#### ENTRIES SUPPLIED
/---

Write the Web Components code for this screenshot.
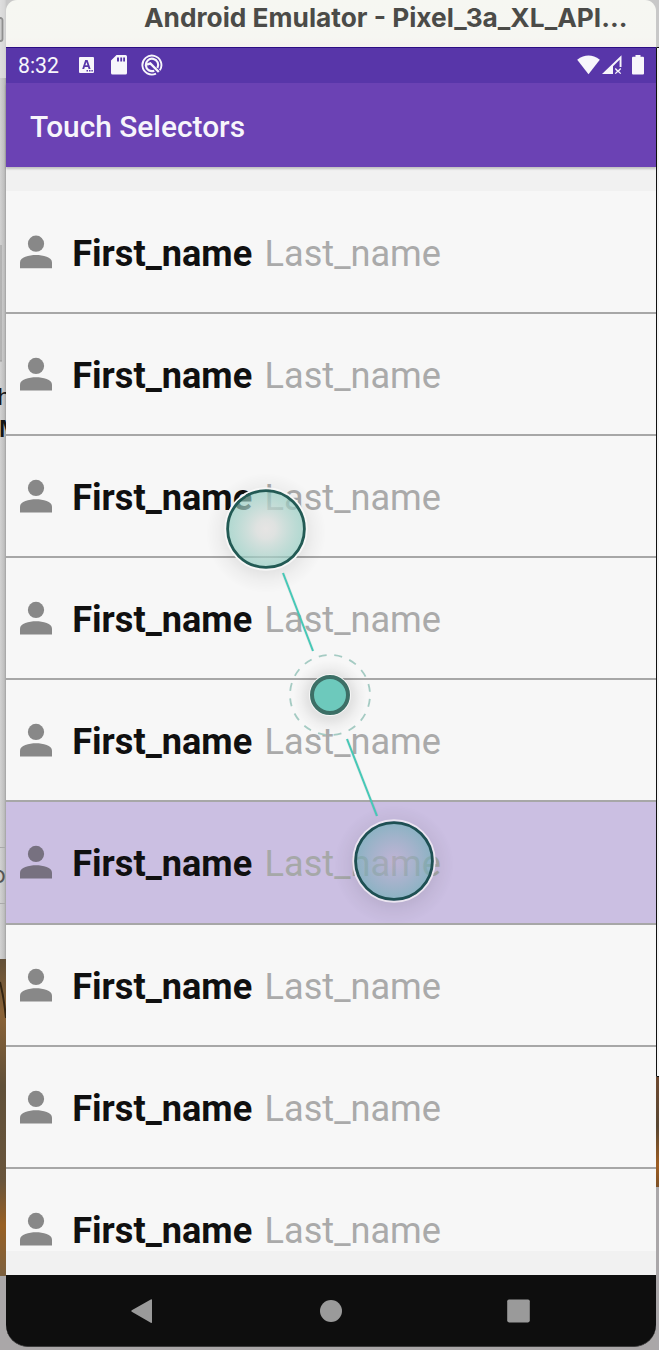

\---
/---

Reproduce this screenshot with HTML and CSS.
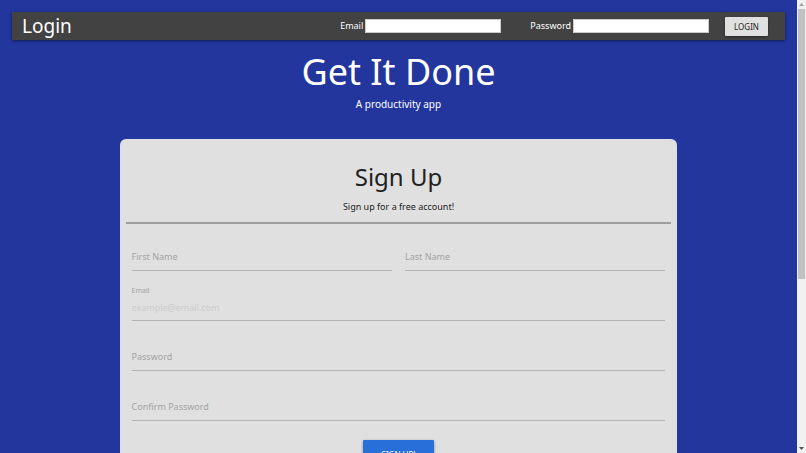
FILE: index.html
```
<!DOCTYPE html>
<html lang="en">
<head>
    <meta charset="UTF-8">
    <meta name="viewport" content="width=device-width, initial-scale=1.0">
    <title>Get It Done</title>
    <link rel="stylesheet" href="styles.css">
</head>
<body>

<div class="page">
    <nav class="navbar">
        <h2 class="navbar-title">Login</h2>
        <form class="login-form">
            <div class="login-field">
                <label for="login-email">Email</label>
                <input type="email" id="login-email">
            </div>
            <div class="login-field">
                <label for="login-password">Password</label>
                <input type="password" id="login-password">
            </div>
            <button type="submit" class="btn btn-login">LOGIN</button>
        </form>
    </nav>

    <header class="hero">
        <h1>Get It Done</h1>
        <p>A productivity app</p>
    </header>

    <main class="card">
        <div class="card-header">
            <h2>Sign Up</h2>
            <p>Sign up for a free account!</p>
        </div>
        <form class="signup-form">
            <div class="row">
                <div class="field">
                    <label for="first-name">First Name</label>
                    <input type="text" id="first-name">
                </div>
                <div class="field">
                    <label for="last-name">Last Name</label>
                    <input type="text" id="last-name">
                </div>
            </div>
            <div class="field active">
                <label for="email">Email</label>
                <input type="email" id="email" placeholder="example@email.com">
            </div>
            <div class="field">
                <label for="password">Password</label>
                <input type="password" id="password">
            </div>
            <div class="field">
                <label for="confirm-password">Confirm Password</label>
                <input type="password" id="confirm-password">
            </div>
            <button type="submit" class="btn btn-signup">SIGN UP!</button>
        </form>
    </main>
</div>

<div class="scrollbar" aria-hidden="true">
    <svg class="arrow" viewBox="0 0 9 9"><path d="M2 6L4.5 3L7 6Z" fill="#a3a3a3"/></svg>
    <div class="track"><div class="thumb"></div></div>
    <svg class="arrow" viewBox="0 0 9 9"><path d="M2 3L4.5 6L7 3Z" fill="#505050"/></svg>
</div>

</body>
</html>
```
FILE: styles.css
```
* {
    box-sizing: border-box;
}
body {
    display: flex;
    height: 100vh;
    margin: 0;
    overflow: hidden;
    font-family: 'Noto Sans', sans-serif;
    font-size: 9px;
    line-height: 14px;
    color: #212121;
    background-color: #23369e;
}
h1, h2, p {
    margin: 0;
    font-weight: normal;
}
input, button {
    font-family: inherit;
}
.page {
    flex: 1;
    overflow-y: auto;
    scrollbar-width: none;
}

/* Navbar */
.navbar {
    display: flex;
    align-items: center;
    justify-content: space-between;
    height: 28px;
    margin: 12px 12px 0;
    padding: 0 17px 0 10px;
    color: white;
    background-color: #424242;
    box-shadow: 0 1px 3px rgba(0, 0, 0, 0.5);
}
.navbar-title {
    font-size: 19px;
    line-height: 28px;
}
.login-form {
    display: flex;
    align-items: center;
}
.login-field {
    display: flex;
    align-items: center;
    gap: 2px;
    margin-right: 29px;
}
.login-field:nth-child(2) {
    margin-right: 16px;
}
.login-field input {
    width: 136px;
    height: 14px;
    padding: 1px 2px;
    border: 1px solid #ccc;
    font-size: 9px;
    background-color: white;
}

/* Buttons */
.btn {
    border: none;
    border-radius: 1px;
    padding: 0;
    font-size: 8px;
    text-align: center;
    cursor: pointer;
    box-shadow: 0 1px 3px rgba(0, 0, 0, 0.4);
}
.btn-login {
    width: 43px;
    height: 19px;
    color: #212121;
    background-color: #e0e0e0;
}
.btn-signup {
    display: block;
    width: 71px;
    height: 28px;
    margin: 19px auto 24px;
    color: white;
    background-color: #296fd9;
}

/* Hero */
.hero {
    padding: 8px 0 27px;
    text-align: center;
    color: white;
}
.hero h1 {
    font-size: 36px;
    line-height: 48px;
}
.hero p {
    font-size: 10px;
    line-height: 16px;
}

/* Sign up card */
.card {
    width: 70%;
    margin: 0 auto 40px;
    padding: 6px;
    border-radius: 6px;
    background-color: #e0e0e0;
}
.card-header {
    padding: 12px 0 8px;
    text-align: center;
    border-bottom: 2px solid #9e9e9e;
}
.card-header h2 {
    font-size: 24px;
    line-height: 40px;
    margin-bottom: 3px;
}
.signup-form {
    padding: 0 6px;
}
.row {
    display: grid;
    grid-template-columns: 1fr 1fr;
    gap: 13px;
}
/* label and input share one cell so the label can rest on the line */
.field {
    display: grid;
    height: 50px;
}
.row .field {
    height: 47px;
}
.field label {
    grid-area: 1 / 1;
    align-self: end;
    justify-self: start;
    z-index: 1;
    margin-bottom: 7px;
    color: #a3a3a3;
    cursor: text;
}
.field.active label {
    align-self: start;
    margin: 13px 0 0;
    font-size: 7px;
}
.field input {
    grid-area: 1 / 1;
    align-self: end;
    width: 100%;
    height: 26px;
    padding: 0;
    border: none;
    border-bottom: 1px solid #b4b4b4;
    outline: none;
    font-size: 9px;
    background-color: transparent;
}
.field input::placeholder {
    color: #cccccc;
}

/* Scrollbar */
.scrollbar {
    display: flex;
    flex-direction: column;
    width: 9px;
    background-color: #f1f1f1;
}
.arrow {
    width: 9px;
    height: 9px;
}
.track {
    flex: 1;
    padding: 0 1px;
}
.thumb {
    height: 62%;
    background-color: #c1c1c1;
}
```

\---

#### TASK PROMPT
Report how many lines of the records above contain the word "this", and give only that number.

#### OUTPUT
2